++++ Source data

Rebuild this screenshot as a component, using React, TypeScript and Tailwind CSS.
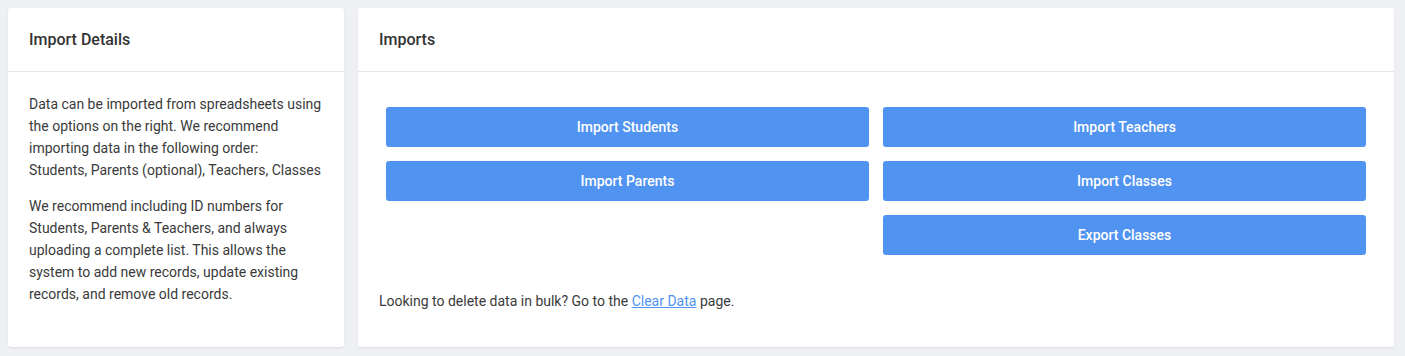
import React from 'react';

const ImportButton: React.FC<{ label: string }> = ({ label }) => (
  <button className="h-10 w-full rounded-[3px] bg-[#5193f0] text-[14px] font-medium text-white">
    {label}
  </button>
);

export default function App() {
  return (
    <div className="min-h-[356px] bg-[#eff0f4] pt-2 pl-2 pr-[11px] pb-[9px] font-['Roboto',sans-serif] text-[#333]">
      <div className="flex items-stretch gap-[14px]">
        {/* Carte de détails */}
        <div className="w-[336px] shrink-0 rounded-[3px] bg-white shadow-[0_1px_2px_rgba(0,0,0,0.08)]">
          <div className="flex h-[64px] items-center border-b border-[#e8e8ec] px-[21px] text-[16px] font-medium">
            Import Details
          </div>
          <div className="px-[21px] pt-[21px] pb-[21px] text-[14px] leading-[22px] text-[#3a3a3a]">
            <p className="mb-[14px]">
              Data can be imported from spreadsheets using the options on the right. We recommend
              importing data in the following order:{' '}
              <span className="whitespace-nowrap">Students, Parents (optional), Teachers, Classes</span>
            </p>
            <p className="mb-[14px]">
              We recommend including ID numbers for Students, Parents &amp; Teachers, and always
              uploading a complete list. This allows the system to add new records, update existing
              records, and remove old records.
            </p>
          </div>
        </div>

        {/* Carte des imports */}
        <div className="flex-1 rounded-[3px] bg-white shadow-[0_1px_2px_rgba(0,0,0,0.08)]">
          <div className="flex h-[64px] items-center border-b border-[#e8e8ec] px-[21px] text-[16px] font-medium">
            Imports
          </div>
          <div className="px-[21px] pt-[35px] pb-[35px]">
            <div className="grid grid-cols-2 gap-[14px] px-[7px]">
              <ImportButton label="Import Students" />
              <ImportButton label="Import Teachers" />
              <ImportButton label="Import Parents" />
              <ImportButton label="Import Classes" />
              <div />
              <ImportButton label="Export Classes" />
            </div>
            <p className="mt-[35px] text-[14px] leading-[22px] text-[#3a3a3a]">
              Looking to delete data in bulk? Go to the{' '}
              <a href="#" className="text-[#5193f0] underline">Clear Data</a> page.
            </p>
          </div>
        </div>
      </div>
    </div>
  );
}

++++++++

* **Aim of the exercise**
The data above should be repeated exactly, minus any pictures.

* **Result of this exercise**
Rebuild this screenshot as a component, using React, TypeScript and Tailwind CSS.
import React from 'react';

const ImportButton: React.FC<{ label: string }> = ({ label }) => (
  <button className="h-10 w-full rounded-[3px] bg-[#5193f0] text-[14px] font-medium text-white">
    {label}
  </button>
);

export default function App() {
  return (
    <div className="min-h-[356px] bg-[#eff0f4] pt-2 pl-2 pr-[11px] pb-[9px] font-['Roboto',sans-serif] text-[#333]">
      <div className="flex items-stretch gap-[14px]">
        {/* Carte de détails */}
        <div className="w-[336px] shrink-0 rounded-[3px] bg-white shadow-[0_1px_2px_rgba(0,0,0,0.08)]">
          <div className="flex h-[64px] items-center border-b border-[#e8e8ec] px-[21px] text-[16px] font-medium">
            Import Details
          </div>
          <div className="px-[21px] pt-[21px] pb-[21px] text-[14px] leading-[22px] text-[#3a3a3a]">
            <p className="mb-[14px]">
              Data can be imported from spreadsheets using the options on the right. We recommend
              importing data in the following order:{' '}
              <span className="whitespace-nowrap">Students, Parents (optional), Teachers, Classes</span>
            </p>
            <p className="mb-[14px]">
              We recommend including ID numbers for Students, Parents &amp; Teachers, and always
              uploading a complete list. This allows the system to add new records, update existing
              records, and remove old records.
            </p>
          </div>
        </div>

        {/* Carte des imports */}
        <div className="flex-1 rounded-[3px] bg-white shadow-[0_1px_2px_rgba(0,0,0,0.08)]">
          <div className="flex h-[64px] items-center border-b border-[#e8e8ec] px-[21px] text-[16px] font-medium">
            Imports
          </div>
          <div className="px-[21px] pt-[35px] pb-[35px]">
            <div className="grid grid-cols-2 gap-[14px] px-[7px]">
              <ImportButton label="Import Students" />
              <ImportButton label="Import Teachers" />
              <ImportButton label="Import Parents" />
              <ImportButton label="Import Classes" />
              <div />
              <ImportButton label="Export Classes" />
            </div>
            <p className="mt-[35px] text-[14px] leading-[22px] text-[#3a3a3a]">
              Looking to delete data in bulk? Go to the{' '}
              <a href="#" className="text-[#5193f0] underline">Clear Data</a> page.
            </p>
          </div>
        </div>
      </div>
    </div>
  );
}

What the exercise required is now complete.